Interviewee (Peter Snowdon):Yes, I think the starting place there is to look at the Dear CEO letter that was sent out at the beginning of February and that confirms that the FSA, from the 2nd April, will be moving to an arrangement whereby it splits itself internally, effectively shadowing the two new regulators, the PRA and the FCA. There will be a group within the FSA that deals with prudential regulation and there will be a group within the FSA that deals specifically with more conduct based regulation. The idea is that they will operate separately but will be coordinated. They will make their own separate regulatory judgments, looking ahead to when they will be separate regulators. There will be a mechanism, we understand, for coordinating judgments at FSA level in certain circumstances, but I think the key thing to take away is that as of 2nd April we will have these two shadow regulators within the FSA umbrella.
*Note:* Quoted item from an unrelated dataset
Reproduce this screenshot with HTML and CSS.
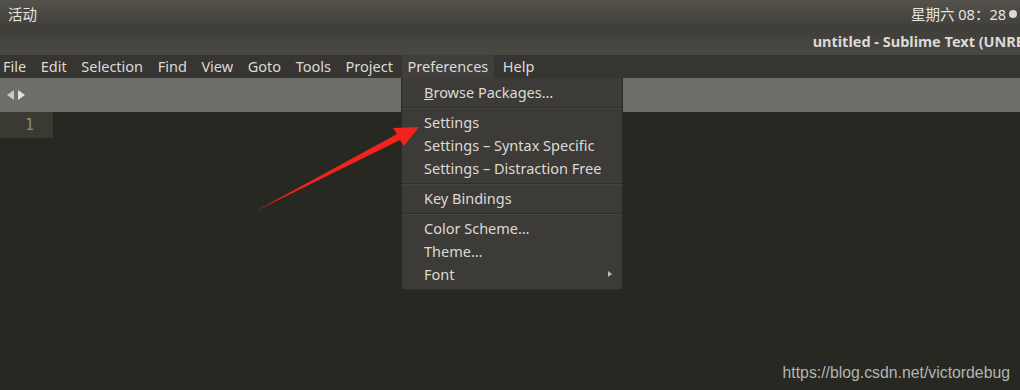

Interviewer (Simon Lovegrove): And Hannah from a firm’s perspective what are the key operational changes?
Interviewee (Hannah Meakin): Hector Sants in a speech recently described the key operational change as being in terms of ARROW visits for firms which are due to have an ARROW visit in the course of the next year. That obviously will only affect duel regulated firms which are due to have an ARROW visit during that period, in terms of the changes, because those firms can still expect to have their ARROW visit but it will be conducted by two different groups of people. Those from the prudential side and those from the conduct side of the FSA. And Hector talks about firms expecting to be asked potentially the same questions but the people will be asking those questions for two different purposes based on their two different sets of new objectives. However, as I say, that will really only affect firms that will be dual regulated and we assume that there is also going to be a lot of operational changes that will impact on a more day to day basis. For example, we assume that firms can expect to start dealing with two different sets of people within the FSA, potentially having to provide information to those two different sets of people or fill in their forms for those two different sets of people.
Interviewer (Simon Lovegrove): Peter in the new structure how will these supervisory models differ?
Interviewee (Peter Snowdon): Well, the approach that's going to be taken, its quite an interesting development really, because if one looks back at one time in some of the speeches which Hector Sants gave we saw talk about there being a very much more rules based approach, being the focus of the FCA, whereas the PRA would be more judgement based. In fact what seems to be the case now is that both of these shadow regulatory groups will be focusing on judgements. But I think firms can expect slightly different approaches taken in terms of the day to day, so we understand the prudential group will be looking at certain questions, certain fixed questions which they will approach, focusing on financial stability, which of course is one of the key issues which the PRA will be looking at in the future. Whereas the conduct team within the FSA, will be producing something which is rather more familiar, a letter to the board describing issues which they’ve discovered during visits and so on. I think Hannah also touched on an interesting point which is ARROW visits as such only have a finite life now. We understand that as of the middle of next year we will probably see the end of ARROW visits and perhaps moves to more themed based visits. And I think even pre to 2013, when ARROW is dropped, we are going to see more themed visits and those are different for firms, and firms need to think about managing themed visits in a different way from the way they manage the relationship around ARROW visits.
Interviewer (Simon Lovegrove): Just thinking forward, where do we see the FSA focusing their attention in the next twelve months?
Interviewee (Hannah Meakin): Well, obviously at the end of the next twelve months the FSA will be splitting into two new authorities, as Peter said the PRA and the FCA and there’s a lot of work to be done during that period. In particular, we understand that the authorities will be publishing two new papers setting out how they see those two new authorities working in more detail during the course of the year. However, they have also said that they are going to start working on various things in the meantime. Those include things like developing those two new supervisory structures, thinking about splitting up the FSA Handbook into the parts that will apply to the PRA and those that will apply to the FCA. They have also talked about things like recasting their threshold conditions so that they better reflect the two sets of objectives or the twin peaks model. We’re slightly unclear as to what they mean by that and it also seems a little bit premature given that they will still be working within the scope of the Financial Services and Markets Act for the next year.
Interviewer (Simon Lovegrove): And I think another thing to keep an eye out for is that the MOU on coordination has been published, but the detailed procedures still need to be worked out. Have you any other thoughts Peter?
Interviewee (Peter Snowdon): Yes, I think couple of interesting things there. I think the FSA is very keen that boards continue to manage their businesses properly and this is emphasised in at least one of the speeches that we’ve seen Hector Sants make. I think the other thing, which is a little bit more difficult for firms to deal with, is the FSA, as many people will know, has been looking for some time at behaviours, behaviours of firms towards the FSA. And there is an entreaty in at least one or two of the speeches to say couldn’t you be a bit more co-operative when we make findings against you, could you get on and sort out these issues. And I think there is a sort of an implication there that some firms have been foot-dragging when they have to deal with issues and the FSA is keen to encourage them to act rather more quickly.
Interviewer (Simon Lovegrove): Thanks Peter. Now there’s obviously a lot coming out which we’ll be tracking on our Phoenix technical resources web pages. That concludes this Financial Services Fireside Friday. Bye bye.